The European Certificate of Succession

The European Succession Regulation took effect on 17 August 2015. In an earlier article I informed you about the European Succession Regulation and the choice of law in one’s will. Below I will talk about the function of and request for a European Certificate of Succession.

What is a certificate of succession?
A certificate of succession is a declaration from the civil-law notary, set down in a notarial deed, which states, among other things, who has died, who the beneficiaries are on grounds of a will or the law and to what parts of the estate, and who can settle the estate. A certificate of succession can, for instance, give the beneficiaries access to the testator’s bank accounts, enable them to change the names on these accounts and have a home registered to their own name.

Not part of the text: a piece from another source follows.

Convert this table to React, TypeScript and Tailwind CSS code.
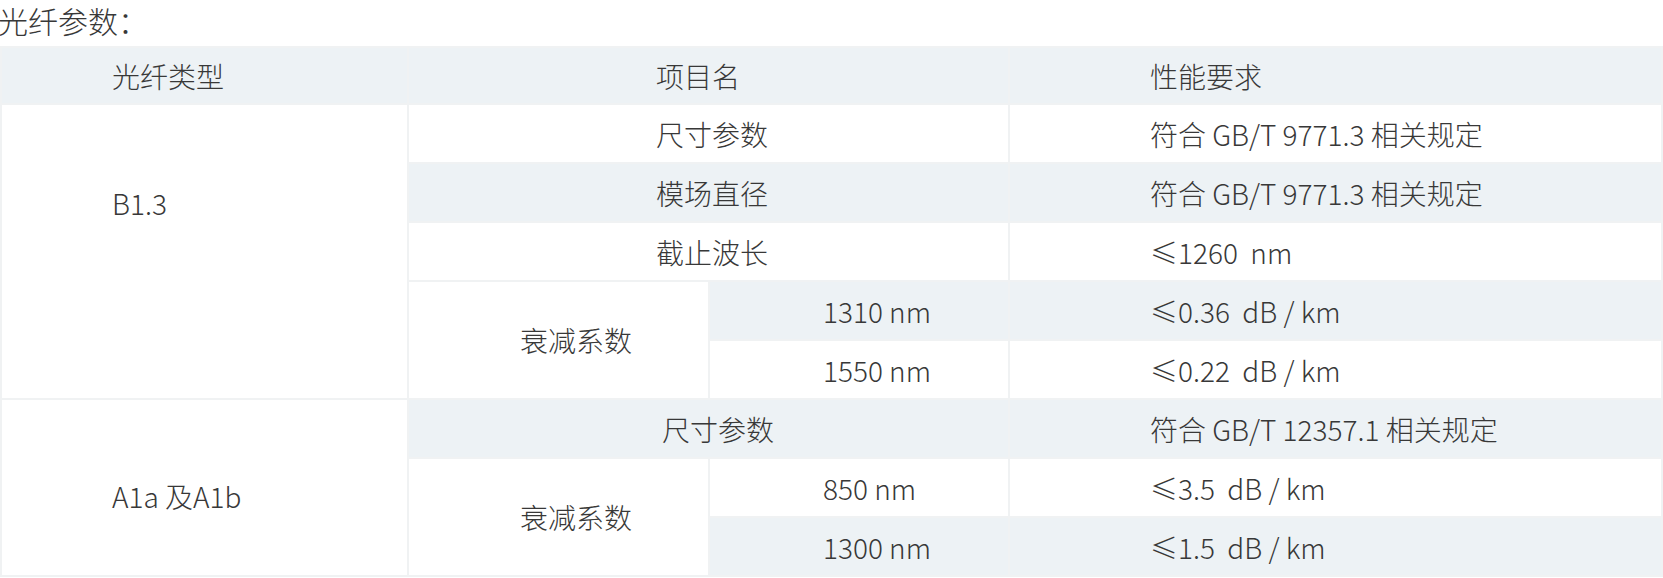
const cell = 'border-2 border-[#f0f2f3] text-[28px] leading-10 text-[#383838] font-light whitespace-pre align-middle text-left'
const stripe = 'bg-[#edf2f5]'

function Td({
  children,
  className = '',
  rowSpan,
  colSpan,
}: {
  children?: React.ReactNode
  className?: string
  rowSpan?: number
  colSpan?: number
}) {
  return (
    <td rowSpan={rowSpan} colSpan={colSpan} className={`${cell} ${className}`}>
      {children}
    </td>
  )
}

export default function App() {
  return (
    <div
      className="w-[1663px] h-[578px] overflow-hidden bg-white"
      style={{ fontFamily: '"Noto Sans CJK SC", "Noto Sans", sans-serif' }}
    >
      <div className="h-[46px] -ml-[2px] text-[30px] leading-10 text-[#383838] font-light">光纤参数：</div>
      <table className="w-[1663px] table-fixed border-collapse">
        <colgroup>
          <col className="w-[407px]" />
          <col className="w-[301px]" />
          <col className="w-[300px]" />
          <col />
        </colgroup>
        <tbody>
          <tr className="h-[57px]">
            <Td className={`${stripe} pl-[110px]`}>光纤类型</Td>
            <Td colSpan={2} className={`${stripe} pl-[247px]`}>项目名</Td>
            <Td className={`${stripe} pl-[140px]`}>性能要求</Td>
          </tr>
          <tr className="h-[59px]">
            <Td rowSpan={5} className="bg-white pl-[110px] !align-top pt-[78px]">B1.3</Td>
            <Td colSpan={2} className="pl-[247px]">尺寸参数</Td>
            <Td className="pl-[140px]">符合 GB/T 9771.3 相关规定</Td>
          </tr>
          <tr className="h-[59px]">
            <Td colSpan={2} className={`${stripe} pl-[247px]`}>模场直径</Td>
            <Td className={`${stripe} pl-[140px]`}>符合 GB/T 9771.3 相关规定</Td>
          </tr>
          <tr className="h-[59px]">
            <Td colSpan={2} className="pl-[247px]">截止波长</Td>
            <Td className="pl-[140px]">≤1260  nm</Td>
          </tr>
          <tr className="h-[59px]">
            <Td rowSpan={2} className="bg-white pl-[111px]">衰减系数</Td>
            <Td className={`${stripe} pl-[113px]`}>1310 nm</Td>
            <Td className={`${stripe} pl-[140px]`}>≤0.36  dB / km</Td>
          </tr>
          <tr className="h-[59px]">
            <Td className="pl-[113px]">1550 nm</Td>
            <Td className="pl-[140px]">≤0.22  dB / km</Td>
          </tr>
          <tr className="h-[59px]">
            <Td rowSpan={3} className="bg-white pl-[110px] !align-top pt-[76px]">A1a 及A1b</Td>
            <Td colSpan={2} className={`${stripe} pl-[253px]`}>尺寸参数</Td>
            <Td className={`${stripe} pl-[140px]`}>符合 GB/T 12357.1 相关规定</Td>
          </tr>
          <tr className="h-[59px]">
            <Td rowSpan={2} className="bg-white pl-[111px]">衰减系数</Td>
            <Td className="pl-[113px]">850 nm</Td>
            <Td className="pl-[140px]">≤3.5  dB / km</Td>
          </tr>
          <tr className="h-[59px]">
            <Td className={`${stripe} pl-[113px]`}>1300 nm</Td>
            <Td className={`${stripe} pl-[140px]`}>≤1.5  dB / km</Td>
          </tr>
        </tbody>
      </table>
    </div>
  )
}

Settlement of an estate involving international aspects
In settling an estate with international aspects, one is faced with the problem that national certificates of succession do not have the desired effect outside the borders of the country in which they have been issued, since they are not always recognised outside these borders. This is because of the major differences in form, content and legal consequences of national certificates of succession. With the introduction of the European Succession Regulation, EU member states have provided an instrument to tackle this problem: the European Certificate of Succession.

An inheritance with international aspects could be involved, for instance, if someone dies in the Netherlands but is a foreign national. Another example could be a Dutch national who dies abroad and/or who has assets abroad, such as bank accounts or property.

Who can request a European Certificate of Succession and how?
The European Certificate of Succession can be requested from a civil-law notary in the Netherlands using a form specially drawn up for this. Incidentally, the use of this form is not mandatory. The request must be made in Dutch or in another language that the civil-law notary understands.
Only a limited number of people can request a European Certificate of Succession.

You can request a European Certificate of Succession if you are

  1. a beneficiary,
  2. a legatee entitled directly to the estate,
  3. executor and/or
  4. administrator of the estate.

Under Dutch law a legatee is not directly entitled to the estate and will not be able to apply for a European Certificate of Succession therefore.

If you request a European Certificate of Succession, you must submit enough details and the documents that are necessary for the issue of a European Certificate of Succession. The applicant must state his/her envisioned purpose, for instance.  The envisioned purpose could include providing proof of: a) the legal position / rights of the beneficiaries and legatees, b) allocation of a particular asset, c) powers of the executor or administrator of the estate.

The details of the testator, details of the applicant, details of any spouse or partner and the details of any other individual who may have rights to the estate must also be provided. Finally, any will and/or prenuptial or postnuptial agreement which the testator had must be submitted with the request.

The European Certificate of Succession enables beneficiaries or other persons with rights to an estate in other European countries (with the exception of Denmark, the United Kingdom and Ireland) to provide proof of their legal position and means they no longer need to rely on the recognition of national certificates of succession in another member state. After the European Succession Regulation takes effect, in the Netherlands only the civil-law notary will be authorised to prepare a European Certificate of Succession.